Во время этого ослепительного вечера «живых картин» и театрального лицедейства, театральной игры и игры в самом широком смысле этого слова Врубель чувствовал себя словно обновляющимся. Может быть, именно в этой захватывающей, упоительной игре и стало ему мерещиться то «затейливое личное счастье в жизни», о котором он писал Анюте, может быть, в тот день ему казалось, что дно достижимо для него, вот-вот он обретет его!
А затем праздничный банкет за огромным столом в столовой… Шум аплодисментов, оглушительный смех гостей, сияющее лицо Кости Коровина, очаровывающего, по обыкновению, свою соседку многообещающими лукавыми взглядами и готового скрыться в ответственный момент, рыжеватая голова на редкость оживленного Серова, Виктор Михайлович Васнецов с его прочувствованной патетической застольной речью об Истине, Добре, Красоте, которыми вдохновляется кружок, – все слилось в одно. При всех стараниях Саввы Ивановича и его строгости удержать Врубеля было невозможно. Да, роль Хайлова-Раструбина он получил не только по праву своего драматического дара. Эта роль спившегося провинциального актера – служителя музы трагедии, по всеобщему признанию удавшаяся Врубелю, оказалась родственной ему и по все более отчетливо проявлявшейся пагубной склонности, которую мамонтовцы знали. А ведь известно, как часто мамонтовцы играли самих себя. Сам Савва Иванович, создавая свои скороспелые, но захватывающие артистической игрой водевили, драмы, мистерии, любил, чтобы роль соответствовала личности актера, чтобы он «просвечивал» через нее, чтобы был одновременно узнаваем и неузнаваем. Да, увы, мнение Мамонтова и мамонтовцев имело основание – Врубель соответствовал этой роли спившегося провинциального трагика.
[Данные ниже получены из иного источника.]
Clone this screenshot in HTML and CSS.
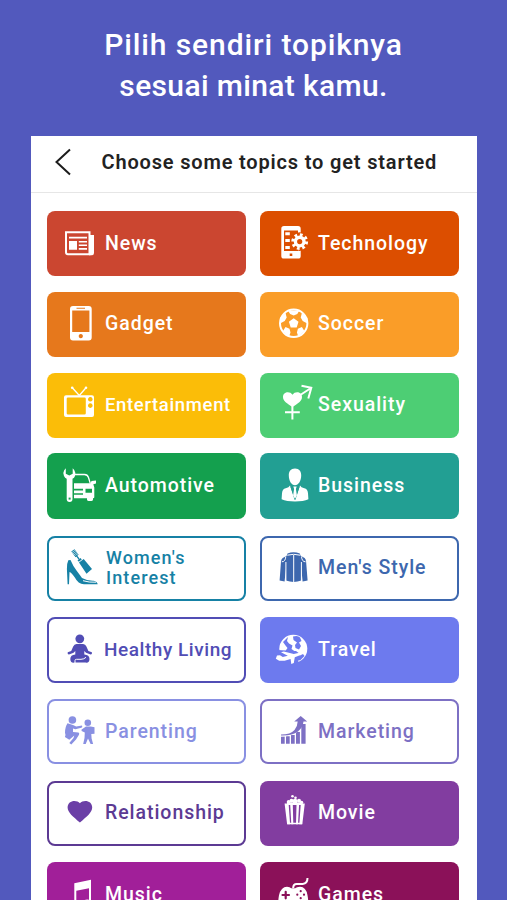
FILE: index.html
```html
<!DOCTYPE html>
<html lang="id">
<head>
    <meta charset="UTF-8">
    <meta name="viewport" content="width=device-width, initial-scale=1.0">
    <title>Choose Topics</title>
    <link rel="stylesheet" href="styles.css">
</head>
<body>

<h1>Pilih sendiri topiknya<br><span class="tight">sesuai minat kamu.</span></h1>

<div class="screen">
    <div class="top-bar">
        <svg class="back" viewBox="0 0 18 28"><path d="M16 1.5 2.5 14 16 26.500"/></svg>
        <h2>Choose some topics to get started</h2>
    </div>

    <div class="topics">
        <div class="topic news">
            <svg class="icon" viewBox="0 0 36 36">
                <path class="line" d="M4 6.300h23.500v22H6q-2 0-2-2z"/>
                <path d="M28 9h4v18q0 2.300-2.300 2.300H27z"/>
                <path d="M7 10.800h18v1.700H7zM7 15h8v8.700H7zM16.800 15H25v1.600h-8.200zM16.800 18.500H25v1.600h-8.200zM16.800 22H25v1.700h-8.200z"/>
            </svg>
            <span>News</span>
        </div>
        <div class="topic technology">
            <svg class="icon" viewBox="0 0 36 36">
                <path fill-rule="evenodd" d="M9 0h14q2.700 0 2.700 2.700v27.200q0 2.700-2.700 2.700H9q-2.700 0-2.700-2.700V2.700Q6.300 0 9 0zM9 4.500V25h14V4.500zM14.700 27.500v2.500h2.600v-2.500z"/>
                <path d="M10.300 6.200h4.500v3h-4.500zM10.300 13h4.500v3h-4.500zM10.300 20h4.500v3h-4.500z"/>
                <circle class="cut" cx="24.700" cy="15.600" r="9.300"/>
                <circle class="gear" cx="24.700" cy="15.600" r="6.700"/>
                <circle class="ring" cx="24.700" cy="15.600" r="4.300"/>
            </svg>
            <span>Technology</span>
        </div>
        <div class="topic gadget">
            <svg class="icon" viewBox="0 0 36 36">
                <path fill-rule="evenodd" d="M11 0h15.700q3 0 3 3v28.600q0 3-3 3H11q-3 0-3-3V3q0-3 3-3zM10.200 4.600V26h17.200V4.600zM14.500 1.800v1h8.500v-1zM18.800 28a2.100 2.100 0 1 0 .01 0z"/>
            </svg>
            <span>Gadget</span>
        </div>
        <div class="topic soccer">
            <svg class="icon" viewBox="0 0 36 36">
                <circle class="line" cx="18.700" cy="17.300" r="13.700"/>
                <path d="M18.700 12.300 23.500 15.800 21.700 21.400h-6L13.900 15.800zM13 4.600h11.400L22.300 8l-3.600 1.400L15.100 8zM5 12l5.500-5 1.200 4.500-2 3.500-4.200 2.200zM32.400 12l-5.500-5-1.200 4.500 2 3.500 4.200 2.200zM8 25l2.500-4 4 1.700 1 3.800-1.500 4.200zM29.400 25l-2.500-4-4 1.700-1 3.800 1.500 4.200z"/>
            </svg>
            <span>Soccer</span>
        </div>
        <div class="topic entertainment">
            <svg class="icon" viewBox="0 0 36 36">
                <path fill-rule="evenodd" d="M4 8.200h26q2 0 2 2V28q0 2-2 2H4q-2 0-2-2V10.200q0-2 2-2zM6 10.400q-1.300 0-1.300 1.300v14.500q0 1.300 1.300 1.300h16.500q1.300 0 1.300-1.300V11.700q0-1.300-1.300-1.300zM28.300 10a2.300 2.300 0 1 0 .01 0zM28.300 16.300a2.300 2.300 0 1 0 .01 0z"/>
                <path class="thin" d="M10.300.8 17.300 8.500 24 .8"/>
                <circle cx="10.200" cy=".7" r="1.300"/><circle cx="24" cy=".7" r="1.300"/>
            </svg>
            <span>Entertainment</span>
        </div>
        <div class="topic sexuality">
            <svg class="icon" viewBox="0 0 36 36">
                <path d="M17.500 20C12 16.500 8 14 8 10c0-5.500 7-6.200 9.500-2.300C20 3.800 27 4.500 27 10c0 4-4 6.500-9.500 10z"/>
                <path class="line" d="M17.400 18v14.600M10 25.300h14.800M24.500 8.500 36 1M26.500-1.200 36.300.8 33.300 11.600"/>
            </svg>
            <span>Sexuality</span>
        </div>
        <div class="topic automotive">
            <svg class="icon" viewBox="0 0 36 36">
                <path d="M3.800.3 2.200 2.300Q.5 5 2 8q.9 1.900 2.700 2.800V31a2.900 2.900 0 0 0 5.800 0V10.800Q12.300 9.900 13 8q1.200-3-.8-6L10.700.3v5.500L7.300 7.600 3.800 5.800z"/>
                <path class="cutdot" d="M7.600 29.600v2"/>
                <path class="thin" d="M13 6.500h9.500q3 0 4 3l1.800 6"/>
                <path fill-rule="evenodd" d="M12 15.300h16.500l1-2.300 4.500-.5v3l-2.700.8 1 3.200v9.800q0 1-1.300 1v1.200q0 1.500-3 1.500T25 31.500v-1.200H12v-3.500h9v-1.600h-9v-2.800h9v-1.600h-9zM23.500 20.800v4h6.500v-4z"/>
            </svg>
            <span>Automotive</span>
        </div>
        <div class="topic business">
            <svg class="icon" viewBox="0 0 36 36">
                <path d="M20 .4c4.300 0 6.300 3 6.200 7-.1 5.300-2.700 9.800-6.200 9.800s-6.100-4.500-6.200-9.800c-.1-4 1.900-7 6.200-7z"/>
                <path d="M15 17.500 20 31.800 25 17.500q1 2 4.300 2.700 3.300.7 3.700 5l.4 6q-5 2.200-13.400 2.200T6.600 31.200l.4-6q.4-4.300 3.700-5Q14 19.500 15 17.500z"/>
                <path class="cutline" d="M15.800 18.500 20 31.500l4.200-13"/>
                <path d="M18.300 18.500h3.400l-.8 2.500 1 6.500L20 30.800l-1.900-3.300 1-6.500z"/>
            </svg>
            <span>Business</span>
        </div>
    </div>

    <div class="topics lower">
        <div class="topic outline women">
            <svg class="icon" viewBox="0 0 36 36">
                <path d="M6.300 10.300 8.500 10q2.500 6 6 10.500 3.200 4.300 5.500 7.500 5.500 3 11.500 2.700 4 1 4.200 3.600H22q-6-.3-9-6.500Q9.500 22.500 7.500 22L7 34.300H5.600L4.900 19q-.3-5 1.400-8.700z"/>
                <path class="cutline" d="M21 30.700q6 1.900 13 1.500"/>
                <path d="m17 12.500 4.700-3.500L30 19l-5.500 4.800zM15.500 10.300l3-2.300 1.300 1.500-3 2.300z"/>
                <path class="thin" d="m17 9-3-3.800"/>
                <path class="bristle" d="m15 6-4.200-5.800"/>
            </svg>
            <span>Women's<br>Interest</span>
        </div>
        <div class="topic outline men">
            <svg class="icon" viewBox="0 0 36 36">
                <path d="M12.500 3.500q6-2.600 12.300 0l.8 2.200 4 2.200q1.300 1 1.500 3.600l1.500 19-5 1-1.300-13v12q-3.800 1.400-7.600 1.400t-7.800-1.400v-12l-1.300 13-5-1L6 11.500q.2-2.600 1.700-3.600l4-2.200z"/>
                <path class="cutline" d="M18.700 5v27M12.300 5.200q6.300-1.800 12.800 0M6.800 11.800q3.600 0 4-5.300M30.500 11.800q-3.600 0-4-5.300M10.900 12v19M26.400 12v19"/>
            </svg>
            <span>Men's Style</span>
        </div>
        <div class="topic outline healthy">
            <svg class="icon" viewBox="0 0 36 36">
                <circle cx="17.800" cy="6.800" r="4.400"/>
                <path d="M14.500 12h6.600q2.300 0 3.300 2.500l2 4.500 3.500 1.200q.5 2.300-1.300 2.200l-4.600-1.600-1.700-1.800v3.500q5.200.3 5.200 4.500t-4 3.600H12.300q-4 .6-4-3.600t5-4.500V19l-1.700 1.800L7 22.400q-1.800.1-1.300-2.200L9.200 19l2-4.500q1-2.500 3.300-2.500z"/>
                <path class="cutline" d="M13 31v-2.500q0-1.200 1.500-1.200h4.500q3 0 5-2"/>
            </svg>
            <span>Healthy Living</span>
        </div>
        <div class="topic travel">
            <svg class="icon" viewBox="0 0 36 36">
                <circle cx="18.300" cy="16.800" r="14"/>
                <path class="cut" d="M18 4.500q5-1.500 7 1l1.500 3.500-2.500 1.500 2 3.500-2 3.500-3.500-1.500-.5-3 2-2.500-3.500-2.500zM8 10l5-5-1 4 2 2.500 3.500 2-1 3.500 3.500 2.500-2 2.500-5-.5-3-2 2.500-3.500-2-2.500zM24 24l4-2 1.500 2-4.500 4.500-2.500-1zM2.500 18l18.500 1 4 3-2 9H9z"/>
                <path d="m2 23.500 3-.2 2.800 1.600 5-1.200L6 20.300l2.800-.9 10 2.500 5.500-1.200q2.200-.2 2 1-.2 1-2 1.800l-4.500 1.700-1 5.800-2.500.9-.7-5-6 1.800H4.200L.8 26.800z"/>
            </svg>
            <span>Travel</span>
        </div>
        <div class="topic outline parenting">
            <svg class="icon" viewBox="0 0 36 36">
                <circle cx="10.400" cy="6" r="3.800"/>
                <path d="M5.500 9.300 11 11l3.200 1.600 5.800-1.100q.9 1.700-.6 2.200l-6 1.600-2.400-.9V18l5.500.6q1.200.7.5 2.200l-3 4.700-4.700 5-2-1.600 4.200-5 .8-2.300-5 4.200-4.400-2.800.6-2L3 18.800q0-6 2.500-9.500z"/>
                <circle cx="25.800" cy="8.800" r="3.300"/>
                <path d="M24 12.500h4.800l3.700.8v6.500l-3.200.2.3 4.500 1.500 5.500h-2.500L26 24.500 23.700 30h-2.500l1.300-6 .3-5.500-3.200-1.600q-.5-1.900.8-1.900z"/>
            </svg>
            <span>Parenting</span>
        </div>
        <div class="topic outline marketing">
            <svg class="icon" viewBox="0 0 36 36">
                <path d="M6 22.500h3.700v7.200H6zM11 22.300h3.700v7.400H11zM16 21h3.700v8.700H16zM21 18h3.900v11.700H21zM26.300 10h4.300v19.700h-4.300z"/>
                <path class="cutline" d="M6 22q11.500 0 16-4.500 4-4.500 5-10"/>
                <path d="M6 20.500q9.500 0 13.500-4.500 3-3.500 3.200-8.500h-3.500L25.700 2l6.500 5.500h-3.700q-.7 6-5.500 10Q17 22 6 21.500z"/>
            </svg>
            <span>Marketing</span>
        </div>
        <div class="topic outline relationship">
            <svg class="icon" viewBox="0 0 36 36">
                <path d="M17.900 27.600C11 21.500 5.600 17.500 5.600 12.500c0-7.300 9-8.300 12.300-4.200 3.300-4.100 12.300-3.100 12.300 4.200 0 5-5.400 9-12.300 15.100z"/>
            </svg>
            <span>Relationship</span>
        </div>
        <div class="topic movie">
            <svg class="icon" viewBox="0 0 36 36">
                <path d="M9.600 8.500h4l1.500 20.800h-3zM15.200 9.500h2.600l.5 19.800h-2zM21.500 9.500h2.600L23 29.300h-2zM25.800 8.500h4l-2.500 20.800h-3z"/>
                <circle cx="13.700" cy="7" r="2"/><circle cx="16.500" cy="5.800" r="2"/><circle cx="20" cy="6.300" r="2.500"/><circle cx="24" cy="5.700" r="2"/><circle cx="26.500" cy="7.500" r="1.800"/>
                <circle cx="17.500" cy="1.300" r="1.300"/><circle cx="20.500" cy="2.800" r="1.300"/>
                <path d="M12 7.500h15V10H12zM12.300 27.800h14.800v1.500H12.300z"/>
            </svg>
            <span>Movie</span>
        </div>
        <div class="topic music">
            <svg class="icon" viewBox="0 0 36 36">
                <path fill-rule="evenodd" d="M12.300 6.200 29 2.800v22.700H27V11.200L14.300 13.800V29h-2z"/>
                <ellipse cx="10.500" cy="29" rx="4" ry="3"/><ellipse cx="25.200" cy="25.500" rx="4" ry="3"/>
            </svg>
            <span>Music</span>
        </div>
        <div class="topic games">
            <svg class="icon" viewBox="0 0 36 36">
                <path d="M12 9.800q3 0 4.200 1.500h4Q21.500 9.800 25 9.800q6 0 7.500 8.500 2 11-1.800 11.700-2.700.5-6.700-6H12.500q-4 6.500-6.700 6Q2 29.300 4 18.300q2-8.500 8-8.500z"/>
                <path class="line" d="M18.200 11q0-4 3.500-4h6Q32.500 6.500 32.500 1"/>
                <path class="cutthick" d="M7.500 18h6.500M10.700 14.800v6.500M25.700 14.200v.01M25.700 21.200v.01M22.300 17.700h.01M29 17.700h.01"/>
            </svg>
            <span>Games</span>
        </div>
    </div>
</div>

</body>
</html>
```
FILE: styles.css
```css
* {
    box-sizing: border-box;
}

body {
    font-family: Roboto, "Liberation Sans", sans-serif;
    background-color: #5259bd;
    margin: 0;
    height: 900px;
    overflow: hidden;
}

h1 {
    margin: 0;
    height: 136px;
    padding-top: 25px;
    font-size: 30px;
    font-weight: 500;
    line-height: 40.5px;
    letter-spacing: 0.9px;
    color: white;
    text-align: center;
}

.tight {
    letter-spacing: 0.35px;
}

.screen {
    width: 446px;
    height: 764px;
    margin-left: 30.5px;
    background-color: white;
    overflow: hidden;
}

.top-bar {
    display: flex;
    align-items: center;
    height: 57px;
    padding: 0 0 4px 23px;
    border-bottom: 1px solid #e6e6e6;
}

.back {
    width: 18px;
    height: 28px;
    fill: none;
    stroke: #1c1c1c;
    stroke-width: 2;
}

h2 {
    margin: 0 0 0 30px;
    font-size: 20px;
    font-weight: 600;
    letter-spacing: 0.83px;
    color: #222;
    white-space: nowrap;
}

.topics {
    display: grid;
    grid-template-columns: 199px 199px;
    grid-auto-rows: 65.4px;
    gap: 15.4px 14px;
    padding: 18px 0 0 16.5px;
}

.lower {
    row-gap: 16.3px;
    padding-top: 16.9px;
}

.topic {
    --bg: white;
    display: flex;
    align-items: center;
    padding-left: 15px;
    border-radius: 8px;
    background-color: var(--bg);
    color: white;
    font-size: 19.5px;
    font-weight: 500;
    line-height: 20px;
    letter-spacing: 0.95px;
    white-space: nowrap;
}

.topic span {
    margin-left: 7px;
}

.outline {
    border: 2px solid currentColor;
    padding-left: 13px;
}

.icon {
    flex: none;
    width: 36px;
    height: 36px;
    overflow: visible;
    fill: currentColor;
}

.line, .thin, .ring, .gear, .bristle {
    fill: none;
    stroke: currentColor;
    stroke-width: 2;
}

.thin {
    stroke-width: 1.3;
}

.ring {
    stroke-width: 3.4;
}

.gear {
    stroke-width: 3.4;
    stroke-dasharray: 2.63 2.63;
}

.bristle {
    stroke-width: 4;
    stroke-dasharray: 1 0.5;
}

.cut {
    fill: var(--bg);
}

.cutline, .cutthick, .cutdot {
    fill: none;
    stroke: var(--bg);
    stroke-width: 1;
}

.cutthick {
    stroke-width: 2.2;
    stroke-linecap: round;
}

.cutdot {
    stroke-width: 2;
}

.news { --bg: #cb4630; }
.technology { --bg: #dc4e00; }
.gadget { --bg: #e6781c; }
.soccer { --bg: #fa9d28; }
.entertainment { --bg: #fbbd08; }
.sexuality { --bg: #4dce74; }
.automotive { --bg: #14a04e; }
.business { --bg: #229f93; }
.women { color: #1681a5; }
.men { color: #3d67ae; }
.healthy { color: #514db5; }
.travel { --bg: #6d7aee; }
.parenting { color: #8990e2; }
.marketing { color: #7d70c4; }
.relationship { color: #5c3a93; }
.relationship .icon { color: #6b3fa6; }
.movie { --bg: #823da0; }
.music { --bg: #a11f99; }
.games { --bg: #8b1159; }

/* longer labels are set a little tighter */
.entertainment span {
    font-size: 18.5px;
    letter-spacing: 0.65px;
}

.healthy span {
    margin-left: 6px;
    font-size: 19px;
    letter-spacing: 0.55px;
}

.women span {
    margin-left: 8px;
    font-size: 18px;
    letter-spacing: 1.1px;
}
```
Об этой пагубной страсти художника повествует стихотворение в «Летописи сельца Абрамцево» с посвящением М.А.В.:
«Заплеванный номер, ненастье, Москва.
Вчерашнее живо… болит голова.
Вчерашние ласки… пропавший жилет,
И стыдно и тошно, пропал белый свет.
В кармане истрепанном нет ни гроша,
Беседует с богом тоскливо душа,
В упадке готов я себя презирать.
Где взять мне полтинник, чтоб выпить опять?
Заплеванный номер, ненастье, Москва,
Вчерашнее живо… болит голова!»
Они, несомненно, шутливы, эти стихи. Только какое-то равнодушие, даже бесчувственность сквозят в них. Снова приходится усомниться в полной безмятежности отношений между Врубелем и Мамонтовским кружком. Но так действительно жил в это время Врубель – опускаясь на дно, уподобляясь бродяге и тем париям – отверженным французским поэтам, о которых уже стали доходить слухи в Россию. Это, надо сказать, не мешало ему сохранять преданность дендизму, изысканность, аристократизм в манерах, в одежде, во всем внешнем облике, быть верным идеалу, запечатленному им в собственном автопортрете 1889 года.